§ THE EXERCISE: State how many lines of the entries hold the string "TypeScript", and nothing more.
**********
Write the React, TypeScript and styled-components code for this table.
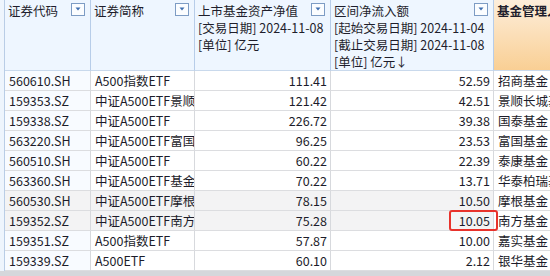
import React from 'react'
import styled, { createGlobalStyle } from 'styled-components'

interface Row {
    code: string
    name: string
    nav: string
    flow: string
    manager: string
    shaded?: boolean
    marked?: boolean
}

const rows: Row[] = [
    { code: '560610.SH', name: 'A500指数ETF', nav: '111.41', flow: '52.59', manager: '招商基金' },
    { code: '159353.SZ', name: '中证A500ETF景顺', nav: '121.42', flow: '42.51', manager: '景顺长城基金' },
    { code: '159338.SZ', name: '中证A500ETF', nav: '226.72', flow: '39.38', manager: '国泰基金' },
    { code: '563220.SH', name: '中证A500ETF富国', nav: '96.25', flow: '23.53', manager: '富国基金' },
    { code: '560510.SH', name: '中证A500ETF', nav: '60.22', flow: '22.39', manager: '泰康基金' },
    { code: '563360.SH', name: '中证A500ETF基金', nav: '70.22', flow: '13.71', manager: '华泰柏瑞基金' },
    { code: '560530.SH', name: '中证A500ETF摩根', nav: '78.15', flow: '10.50', manager: '摩根基金', shaded: true },
    { code: '159352.SZ', name: '中证A500ETF南方', nav: '75.28', flow: '10.05', manager: '南方基金', shaded: true, marked: true },
    { code: '159351.SZ', name: 'A500指数ETF', nav: '57.87', flow: '10.00', manager: '嘉实基金' },
    { code: '159339.SZ', name: 'A500ETF', nav: '60.10', flow: '2.12', manager: '银华基金' },
]

const FilterIcon = () => (
    <FilterBox>
        <svg width='14' height='13' viewBox='0 0 14 13'>
            <rect x='0.5' y='0.5' width='13' height='12' fill='#fbfdff' stroke='#7d9cc4' />
            <path d='M4.5 4.5 L9.5 4.5 L7 7.5 Z' fill='#3f6fb0' />
        </svg>
    </FilterBox>
)

const App = () => {
    return (
        <>
            <GlobalStyle />
            <Frame>
                <Grid>
                    <HeadCell>
                        <HeadLine>证券代码</HeadLine>
                        <FilterIcon />
                    </HeadCell>
                    <HeadCell>
                        <HeadLine>证券简称</HeadLine>
                        <FilterIcon />
                    </HeadCell>
                    <HeadCell>
                        <HeadLine>上市基金资产净值</HeadLine>
                        <HeadLine>[交易日期] 2024-11-08</HeadLine>
                        <HeadLine>[单位] 亿元</HeadLine>
                        <FilterIcon />
                    </HeadCell>
                    <HeadCell>
                        <HeadLine>区间净流入额</HeadLine>
                        <HeadLine>[起始交易日期] 2024-11-04</HeadLine>
                        <HeadLine>[截止交易日期] 2024-11-08</HeadLine>
                        <HeadLine>[单位] 亿元↓</HeadLine>
                        <FilterIcon />
                    </HeadCell>
                    <HeadCell $accent>
                        <HeadLine $bold>基金管理人</HeadLine>
                    </HeadCell>

                    {rows.map((r) => (
                        <React.Fragment key={r.code}>
                            <Cell $shaded={r.shaded} $first>{r.code}</Cell>
                            <Cell $shaded={r.shaded}>{r.name}</Cell>
                            <Cell $shaded={r.shaded} $num>{r.nav}</Cell>
                            <Cell $shaded={r.shaded} $num>
                                {r.flow}
                                {r.marked && <Highlight />}
                            </Cell>
                            <Cell $last>{r.manager}</Cell>
                        </React.Fragment>
                    ))}
                </Grid>
                <BottomBar />
            </Frame>
        </>
    )
}

const GlobalStyle = createGlobalStyle`
    html, body {
        margin: 0;
        padding: 0;
        background: #ffffff;
        overflow: hidden;
    }
    body {
        font-family: 'Noto Sans CJK SC', 'Noto Sans', sans-serif;
        font-size: 12px;
        color: #1c1c2a;
    }
`

const Frame = styled.div`
    width: 550px;
    height: 276px;
    background: #eef5fd;
    padding-left: 4px;
    box-sizing: border-box;
    overflow: hidden;
`

const Grid = styled.div`
    display: grid;
    grid-template-columns: 86px 104px 136px 163px 80px;
    grid-template-rows: 71px repeat(10, 20px);
    border-left: 1px solid #b9cde6;
    width: max-content;
`

const HeadCell = styled.div<{ $accent?: boolean }>`
    position: relative;
    display: flex;
    flex-direction: column;
    padding: 2px 0 0 3px;
    background: ${(p) => (p.$accent ? 'linear-gradient(#fdeedb, #f9cf94)' : '#eef6ff')};
    border-right: 1px solid #b7cde9;
    border-bottom: 1px solid #c9d9ec;
    box-sizing: border-box;
    overflow: hidden;
    white-space: nowrap;
`

const HeadLine = styled.div<{ $bold?: boolean }>`
    height: 17px;
    line-height: 17px;
    font-size: 12.5px;
    font-weight: ${(p) => (p.$bold ? 700 : 400)};
    color: #1e1e2c;
`

const FilterBox = styled.div`
    position: absolute;
    top: 3px;
    right: 5px;
    line-height: 0;
`

const Cell = styled.div<{ $shaded?: boolean; $num?: boolean; $first?: boolean; $last?: boolean }>`
    position: relative;
    display: flex;
    align-items: center;
    justify-content: ${(p) => (p.$num ? 'flex-end' : 'flex-start')};
    padding: ${(p) => (p.$num ? '0 3px 0 0' : '0 0 0 4px')};
    background: ${(p) => (p.$shaded ? '#f3f3f4' : p.$first ? '#f8fbff' : '#ffffff')};
    border-right: ${(p) => (p.$last ? 'none' : '1px solid #d7d9dd')};
    border-bottom: 1px solid #dcdde0;
    box-sizing: border-box;
    white-space: nowrap;
    overflow: ${(p) => (p.$num ? 'visible' : 'hidden')};
    font-size: 12.5px;
    line-height: 19px;
`

const Highlight = styled.span`
    position: absolute;
    width: 49px;
    right: -5px;
    top: -1px;
    bottom: -1px;
    border: 2px solid #e8322b;
    border-radius: 3px;
    box-sizing: border-box;
    z-index: 2;
    pointer-events: none;
`

const BottomBar = styled.div`
    height: 6px;
    background: #d5d7db;
    margin-left: -4px;
`

export default App
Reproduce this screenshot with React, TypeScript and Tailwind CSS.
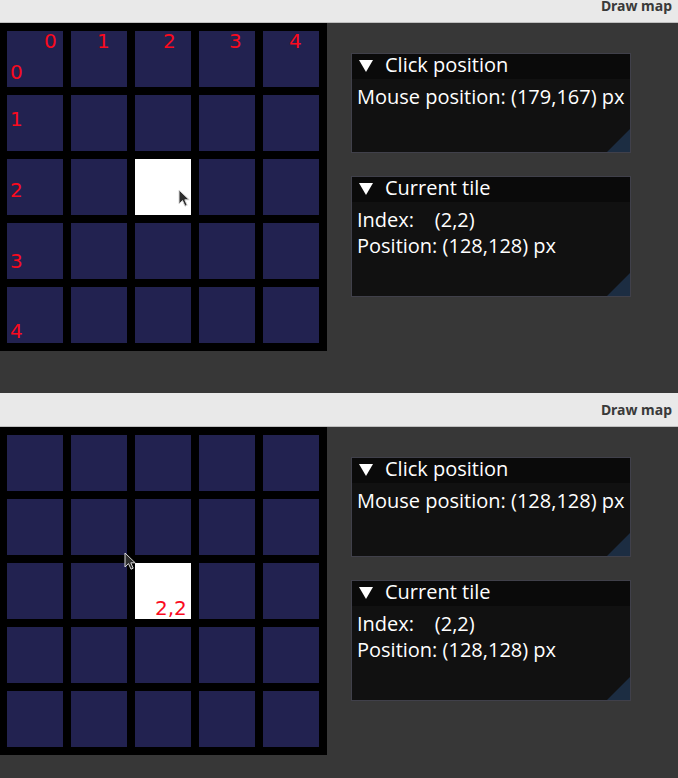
import React from "react";

type Label = { text: string; left: number; top: number };

const colLabels: Label[] = [
  { text: "0", left: 44, top: 8 },
  { text: "1", left: 97, top: 8 },
  { text: "2", left: 163, top: 8 },
  { text: "3", left: 229, top: 8 },
  { text: "4", left: 289, top: 8 },
];

const rowLabels: Label[] = [
  { text: "0", left: 10, top: 39 },
  { text: "1", left: 10, top: 86 },
  { text: "2", left: 10, top: 157 },
  { text: "3", left: 10, top: 228 },
  { text: "4", left: 10, top: 298 },
];

function Cursor({ x, y }: { x: number; y: number }) {
  return (
    <svg
      width="13"
      height="19"
      viewBox="0 0 13 19"
      className="pointer-events-none absolute"
      style={{ left: x - 1, top: y - 1 }}
    >
      <path
        d="M1 1 L1 15 L4.5 11.6 L7 17.2 L9.2 16.2 L6.8 10.8 L11.2 10.8 Z"
        fill="#2e2e2e"
        stroke="#d8d8d8"
        strokeWidth="1"
        strokeLinejoin="round"
      />
    </svg>
  );
}

function Board({
  labels,
  cursor,
  showIndex,
}: {
  labels: boolean;
  cursor: { x: number; y: number };
  showIndex: boolean;
}) {
  const tiles = Array.from({ length: 25 }, (_, i) => i);

  return (
    <div className="relative h-[328px] w-[327px] shrink-0 bg-black pl-[7px] pt-[8px]">
      <div className="grid grid-cols-[repeat(5,56px)] grid-rows-[repeat(5,56px)] gap-[8px]">
        {tiles.map((i) => (
          <div
            key={i}
            className={i === 12 ? "bg-white" : "bg-[#222250]"}
          />
        ))}
      </div>

      {labels &&
        [...colLabels, ...rowLabels].map((l, i) => (
          <span
            key={i}
            className="absolute font-['DejaVu_Sans',sans-serif] text-[20px] leading-[20px] text-[#fa0a1e]"
            style={{ left: l.left, top: l.top }}
          >
            {l.text}
          </span>
        ))}

      {showIndex && (
        <span className="absolute left-[155px] top-[171px] font-['DejaVu_Sans',sans-serif] text-[20px] leading-[20px] text-[#fa0a1e]">
          2,2
        </span>
      )}

      <Cursor x={cursor.x} y={cursor.y} />
    </div>
  );
}

function Panel({
  title,
  lines,
  tall,
}: {
  title: string;
  lines: string[];
  tall?: boolean;
}) {
  return (
    <div
      className={`relative w-[280px] border border-[#40404a] bg-[#111111] ${
        tall ? "h-[121px]" : "h-[100px]"
      }`}
    >
      <div className="flex h-[25px] items-start bg-[#0a0a0a] pl-[7px]">
        <svg width="14" height="12" viewBox="0 0 14 12" className="mt-[6px] shrink-0">
          <polygon points="0,0 14,0 7,12" fill="#ffffff" />
        </svg>
        <span className="ml-[12px] font-['Open_Sans',sans-serif] text-[20px] leading-[22px] text-white">
          {title}
        </span>
      </div>
      <div className="px-[5px] pt-[5px] font-['Open_Sans',sans-serif] text-[20px] leading-[26px] text-white">
        {lines.map((line) => (
          <div key={line} className="whitespace-pre">
            {line}
          </div>
        ))}
      </div>
      <svg
        width="23"
        height="23"
        viewBox="0 0 23 23"
        className="absolute bottom-0 right-0"
      >
        <polygon points="23,0 23,23 0,23" fill="#1c2d42" />
      </svg>
    </div>
  );
}

function DrawMapWindow({
  barClass,
  mouse,
  labels,
  cursor,
  showIndex,
  contentClass,
}: {
  barClass: string;
  mouse: string;
  labels: boolean;
  cursor: { x: number; y: number };
  showIndex: boolean;
  contentClass: string;
}) {
  return (
    <div className="flex flex-col">
      <div
        className={`flex items-end justify-end border-b border-[#bfbfbf] bg-[#e9e9e9] pb-[9px] pr-[6px] ${barClass}`}
      >
        <span className="font-['Noto_Sans',sans-serif] text-[14px] font-bold leading-[14px] text-[#3a3a3a]">
          Draw map
        </span>
      </div>
      <div className={`flex bg-[#373737] ${contentClass}`}>
        <Board labels={labels} cursor={cursor} showIndex={showIndex} />
        <div className="ml-[24px] mt-[30px] flex flex-col gap-[23px]">
          <Panel title="Click position" lines={[`Mouse position: ${mouse} px`]} />
          <Panel
            title="Current tile"
            lines={["Index:    (2,2)", "Position: (128,128) px"]}
            tall
          />
        </div>
      </div>
    </div>
  );
}

export default function App() {
  return (
    <div className="h-[778px] w-[678px] overflow-hidden bg-[#373737]">
      <DrawMapWindow
        barClass="h-[23px] overflow-hidden"
        mouse="(179,167)"
        labels
        cursor={{ x: 179, y: 167 }}
        showIndex={false}
        contentClass="h-[370px]"
      />
      <DrawMapWindow
        barClass="h-[34px]"
        mouse="(128,128)"
        labels={false}
        cursor={{ x: 125, y: 126 }}
        showIndex
        contentClass="h-[351px]"
      />
    </div>
  );
}
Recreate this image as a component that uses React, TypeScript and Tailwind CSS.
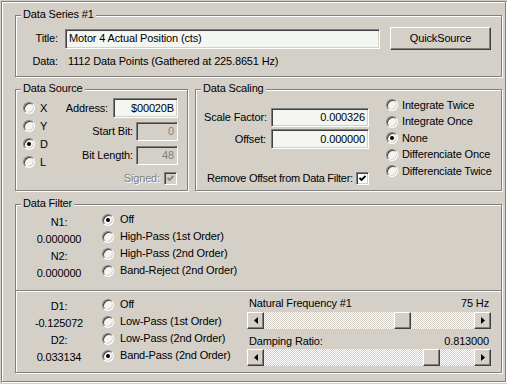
**********
§ EXERCISE ANSWER: 3